● WRITTEN TASK
Copy out all lines of the records in which the word "TypeScript" appears.

SUPPLIED DATA start

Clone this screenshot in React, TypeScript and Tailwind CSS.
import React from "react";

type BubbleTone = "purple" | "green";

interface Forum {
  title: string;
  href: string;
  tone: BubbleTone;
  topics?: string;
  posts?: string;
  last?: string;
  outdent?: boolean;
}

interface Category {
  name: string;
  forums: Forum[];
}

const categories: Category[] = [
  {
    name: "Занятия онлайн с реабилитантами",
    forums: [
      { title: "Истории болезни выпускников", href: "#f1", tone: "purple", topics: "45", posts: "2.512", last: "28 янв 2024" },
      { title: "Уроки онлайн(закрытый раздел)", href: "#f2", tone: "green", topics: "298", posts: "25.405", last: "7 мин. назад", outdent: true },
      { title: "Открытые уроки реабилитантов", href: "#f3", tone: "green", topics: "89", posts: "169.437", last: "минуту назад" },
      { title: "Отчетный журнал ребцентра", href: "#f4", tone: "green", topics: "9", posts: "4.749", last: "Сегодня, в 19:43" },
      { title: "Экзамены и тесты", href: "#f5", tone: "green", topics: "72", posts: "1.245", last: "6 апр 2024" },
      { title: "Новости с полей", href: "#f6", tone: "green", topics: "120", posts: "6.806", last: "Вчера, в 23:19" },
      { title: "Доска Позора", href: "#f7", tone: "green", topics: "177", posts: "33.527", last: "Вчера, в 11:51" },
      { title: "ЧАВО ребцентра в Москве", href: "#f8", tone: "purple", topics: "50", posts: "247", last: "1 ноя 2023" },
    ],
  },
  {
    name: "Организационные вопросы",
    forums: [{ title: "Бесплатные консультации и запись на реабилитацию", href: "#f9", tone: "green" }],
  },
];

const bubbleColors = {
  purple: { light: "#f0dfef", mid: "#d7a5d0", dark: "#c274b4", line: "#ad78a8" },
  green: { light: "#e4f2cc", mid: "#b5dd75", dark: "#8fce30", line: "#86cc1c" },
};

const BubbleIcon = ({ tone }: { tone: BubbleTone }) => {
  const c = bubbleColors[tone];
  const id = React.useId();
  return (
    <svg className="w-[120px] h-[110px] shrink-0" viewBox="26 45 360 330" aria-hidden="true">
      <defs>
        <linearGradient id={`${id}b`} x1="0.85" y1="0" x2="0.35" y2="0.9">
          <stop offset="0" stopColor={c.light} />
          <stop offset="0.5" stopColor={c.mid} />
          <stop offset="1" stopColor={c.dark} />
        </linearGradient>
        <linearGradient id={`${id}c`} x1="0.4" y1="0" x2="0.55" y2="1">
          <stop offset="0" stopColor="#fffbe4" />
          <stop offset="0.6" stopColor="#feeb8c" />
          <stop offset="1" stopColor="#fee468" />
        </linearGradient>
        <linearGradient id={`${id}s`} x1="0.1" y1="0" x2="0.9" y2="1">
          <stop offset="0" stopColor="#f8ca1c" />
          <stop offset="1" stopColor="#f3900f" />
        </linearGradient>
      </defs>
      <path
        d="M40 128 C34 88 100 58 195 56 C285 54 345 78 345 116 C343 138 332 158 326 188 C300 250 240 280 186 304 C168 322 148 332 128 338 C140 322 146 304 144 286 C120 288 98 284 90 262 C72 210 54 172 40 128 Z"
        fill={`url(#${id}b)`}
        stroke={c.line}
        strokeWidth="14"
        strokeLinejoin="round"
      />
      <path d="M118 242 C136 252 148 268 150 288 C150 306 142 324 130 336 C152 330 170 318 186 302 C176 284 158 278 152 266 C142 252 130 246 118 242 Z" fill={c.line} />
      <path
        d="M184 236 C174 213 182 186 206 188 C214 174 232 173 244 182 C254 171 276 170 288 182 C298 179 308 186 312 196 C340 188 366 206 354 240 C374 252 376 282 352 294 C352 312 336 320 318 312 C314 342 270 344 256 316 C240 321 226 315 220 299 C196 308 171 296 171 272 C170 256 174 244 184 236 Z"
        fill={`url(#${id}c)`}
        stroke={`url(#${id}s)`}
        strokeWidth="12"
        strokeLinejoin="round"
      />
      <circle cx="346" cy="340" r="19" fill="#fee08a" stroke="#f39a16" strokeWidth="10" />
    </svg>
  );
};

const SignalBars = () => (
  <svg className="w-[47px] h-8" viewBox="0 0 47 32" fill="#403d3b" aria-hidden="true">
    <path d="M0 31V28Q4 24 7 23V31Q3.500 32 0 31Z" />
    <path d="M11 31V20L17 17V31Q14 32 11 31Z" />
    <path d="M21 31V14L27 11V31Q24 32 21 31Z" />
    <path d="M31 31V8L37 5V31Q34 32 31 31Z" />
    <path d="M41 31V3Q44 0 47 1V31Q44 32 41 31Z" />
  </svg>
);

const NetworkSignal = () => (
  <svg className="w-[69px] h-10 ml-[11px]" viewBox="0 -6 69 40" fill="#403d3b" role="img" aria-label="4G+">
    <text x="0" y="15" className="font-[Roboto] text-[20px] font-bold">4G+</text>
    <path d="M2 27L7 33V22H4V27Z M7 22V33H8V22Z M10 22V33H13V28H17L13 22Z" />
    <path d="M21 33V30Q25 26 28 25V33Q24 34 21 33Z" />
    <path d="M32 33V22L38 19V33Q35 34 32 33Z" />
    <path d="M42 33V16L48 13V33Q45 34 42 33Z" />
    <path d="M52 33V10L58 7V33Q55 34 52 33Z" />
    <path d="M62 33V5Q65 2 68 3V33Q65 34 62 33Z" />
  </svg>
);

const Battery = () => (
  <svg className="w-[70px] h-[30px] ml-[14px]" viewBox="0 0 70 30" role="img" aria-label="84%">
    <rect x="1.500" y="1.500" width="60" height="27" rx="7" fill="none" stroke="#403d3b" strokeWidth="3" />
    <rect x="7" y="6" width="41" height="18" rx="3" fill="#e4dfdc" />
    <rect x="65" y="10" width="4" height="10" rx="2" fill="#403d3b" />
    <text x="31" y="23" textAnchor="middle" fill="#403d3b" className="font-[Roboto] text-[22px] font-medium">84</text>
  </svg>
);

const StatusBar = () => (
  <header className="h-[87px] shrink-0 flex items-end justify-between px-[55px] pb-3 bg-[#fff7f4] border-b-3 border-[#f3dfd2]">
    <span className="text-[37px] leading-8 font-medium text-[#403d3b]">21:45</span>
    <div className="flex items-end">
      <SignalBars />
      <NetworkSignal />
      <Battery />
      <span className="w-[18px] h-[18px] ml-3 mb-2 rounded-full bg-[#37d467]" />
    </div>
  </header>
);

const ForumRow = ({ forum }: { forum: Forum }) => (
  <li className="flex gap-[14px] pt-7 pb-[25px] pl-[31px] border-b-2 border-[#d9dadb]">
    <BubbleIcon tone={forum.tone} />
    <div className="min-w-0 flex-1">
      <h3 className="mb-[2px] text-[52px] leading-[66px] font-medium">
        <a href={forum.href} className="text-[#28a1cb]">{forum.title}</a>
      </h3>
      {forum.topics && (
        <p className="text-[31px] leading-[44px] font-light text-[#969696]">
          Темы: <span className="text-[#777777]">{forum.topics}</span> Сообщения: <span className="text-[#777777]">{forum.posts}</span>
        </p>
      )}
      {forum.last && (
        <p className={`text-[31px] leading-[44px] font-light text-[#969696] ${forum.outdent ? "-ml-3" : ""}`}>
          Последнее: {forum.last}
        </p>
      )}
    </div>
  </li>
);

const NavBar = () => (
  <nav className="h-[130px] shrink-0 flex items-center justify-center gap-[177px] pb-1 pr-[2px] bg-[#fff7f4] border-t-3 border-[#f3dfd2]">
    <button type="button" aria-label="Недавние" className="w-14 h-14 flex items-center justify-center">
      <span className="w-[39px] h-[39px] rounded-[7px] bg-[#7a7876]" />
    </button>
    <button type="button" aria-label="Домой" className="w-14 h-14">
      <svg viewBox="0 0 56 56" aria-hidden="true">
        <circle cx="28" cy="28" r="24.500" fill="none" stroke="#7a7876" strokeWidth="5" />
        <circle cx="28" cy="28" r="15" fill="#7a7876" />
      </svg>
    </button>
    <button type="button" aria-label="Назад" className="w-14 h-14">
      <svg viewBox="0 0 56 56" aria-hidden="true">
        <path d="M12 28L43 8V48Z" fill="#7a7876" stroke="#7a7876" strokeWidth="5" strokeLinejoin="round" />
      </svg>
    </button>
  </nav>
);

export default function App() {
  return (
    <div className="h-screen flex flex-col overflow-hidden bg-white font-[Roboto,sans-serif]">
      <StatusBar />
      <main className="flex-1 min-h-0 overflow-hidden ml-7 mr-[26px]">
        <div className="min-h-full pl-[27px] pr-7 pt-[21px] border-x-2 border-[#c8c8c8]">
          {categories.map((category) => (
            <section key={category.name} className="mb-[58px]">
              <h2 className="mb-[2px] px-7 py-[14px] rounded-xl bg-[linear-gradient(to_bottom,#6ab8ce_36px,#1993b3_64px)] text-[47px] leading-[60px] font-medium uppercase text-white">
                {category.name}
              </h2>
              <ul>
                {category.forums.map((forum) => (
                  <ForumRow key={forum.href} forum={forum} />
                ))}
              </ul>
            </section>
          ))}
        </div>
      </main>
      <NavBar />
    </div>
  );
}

SUPPLIED DATA end
SUPPLIED DATA start

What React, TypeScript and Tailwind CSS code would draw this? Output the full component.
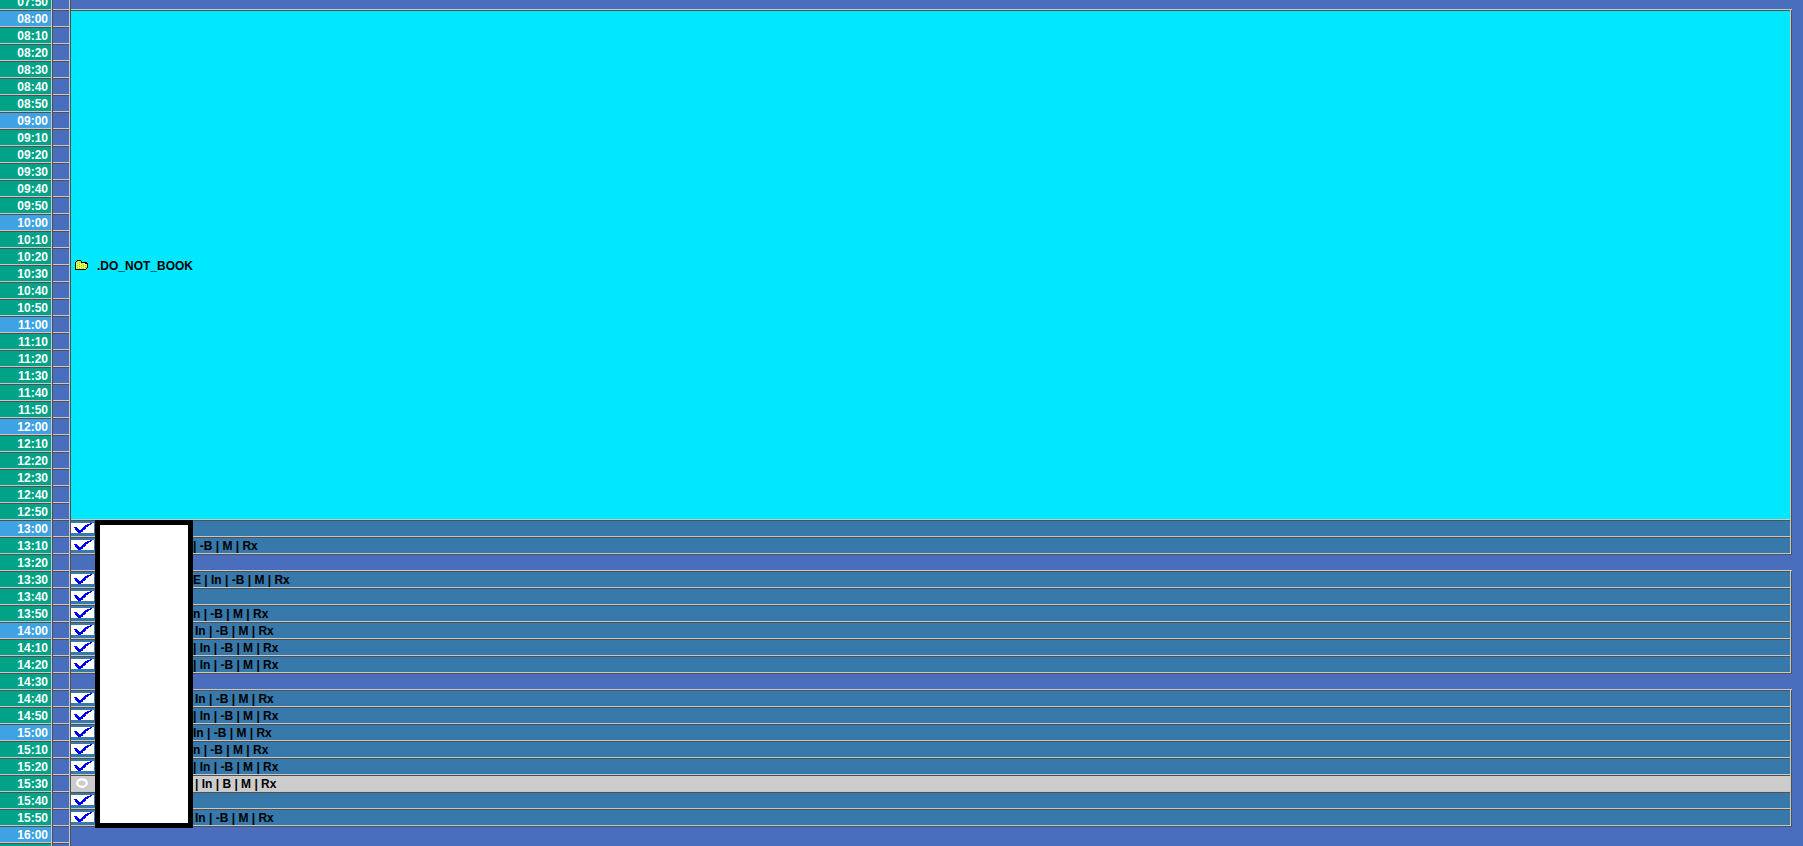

SUPPLIED DATA end

● ANSWER IN FULL
Clone this screenshot in React, TypeScript and Tailwind CSS.
What React, TypeScript and Tailwind CSS code would draw this? Output the full component.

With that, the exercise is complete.